In this picture, she is grinning - Aunt Mary could get supremely tickled about things and many was the time when she'd just grab me and smother me in what my sister dubbed her toilet plunger kisses. She'd make 'em loud and boisterous on purpose. We loved it! She spoiled us rotten, and in some ways, we probably benefited by the big difference in age because we each pretty much had her to ourselves at the time when she was the most effective in shaping us.

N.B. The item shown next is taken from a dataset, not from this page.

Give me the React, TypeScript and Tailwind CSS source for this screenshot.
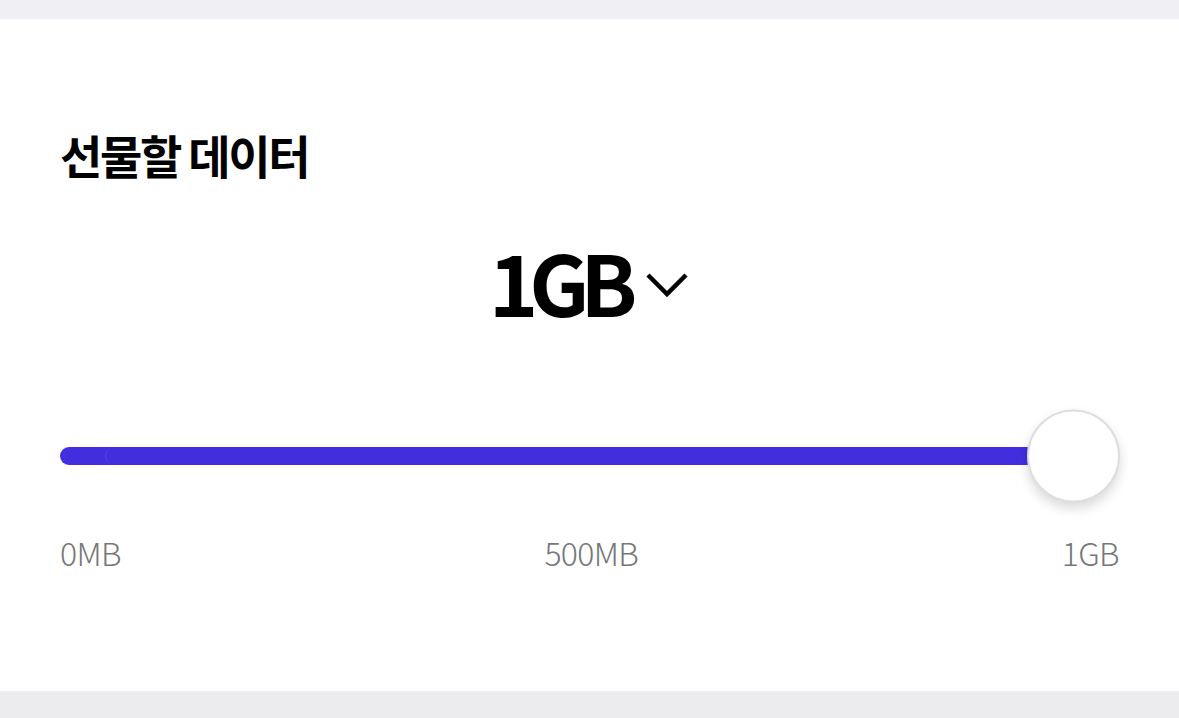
const font = { fontFamily: '"Noto Sans CJK KR", "Noto Sans", sans-serif' };

export default function App() {
  return (
    <div className="w-full h-[718px] bg-white flex flex-col" style={font}>
      <div className="h-[19px] bg-[#f0f0f4] shrink-0" />

      <div className="flex-1 px-[60px] pt-[112px]">
        <h2 className="text-[46px] font-bold leading-none tracking-[-0.05em] text-black">선물할 데이터</h2>

        <div className="flex items-center justify-center mt-[62px] gap-[16px]">
          <span className="text-[84px] font-bold leading-none tracking-[-0.11em] text-black">1GB</span>
          <svg width="46" height="30" viewBox="0 0 46 30" fill="none" className="mt-[6px]">
            <path d="M4 6 L23 25 L42 6" stroke="#000" strokeWidth="4.5" />
          </svg>
        </div>

        <div className="relative mt-[124px] h-[18px]">
          <div className="absolute inset-0 rounded-full bg-[#412fdf]" />
          <div className="absolute left-[45px] right-0 top-0 bottom-0 rounded-full bg-[#412fdf] border-l border-[#5545e6]" />
          <div className="absolute right-[-1px] top-1/2 -translate-y-1/2 w-[93px] h-[93px] rounded-full bg-white border-2 border-[#dedede] shadow-[0_6px_12px_rgba(0,0,0,0.15)]" />
        </div>

        <div className="flex justify-between items-center mt-[71px] text-[32px] font-light text-[#777777] tracking-[-0.02em] leading-none">
          <span>0MB</span>
          <span>500MB</span>
          <span>1GB</span>
        </div>
      </div>

      <div className="h-[27px] bg-[#ececef] shrink-0" />
    </div>
  );
}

After she was widowed, she made some massive changes to her life and moved away. It was a rough patch, to be sure. I was in junior high, and it was a time when her understanding of how mean girls can be would have been a big help. But somehow I "got" what was going on with her. Mom was silent on the subject, but I know she missed her a lot. They didn't keep up, and I've never understood that. But in some regards, it didn't matter. The lessons she taught me about how to treat people stayed put and there is a lot of her in me....right down to the same exact crooked bottom teeth.
So, to aunts everywhere: you matter. They watch you and they learn from you. Whether it is the stories they will tell about the fabled dressing table covered with Merle Norman cosmetics that you let the girls play with (Aunt Pep was a rock star, too!), or your blanket condemnation of a group that gives you a royal pain the in ass ("Damn Catholics!"), they pick up nuances and details. They probably understand you better than they do their parents, at times! I say, revel in it! Spoil 'em rotten when you can and kvel over their every little achievement. Grieve over their heartaches and just be the cheerleader on the sidelines. Be nutty, be kind and be ferocious, if need be.
Above all, don't forget to make sure the Barbie shoes stay with the right little girl!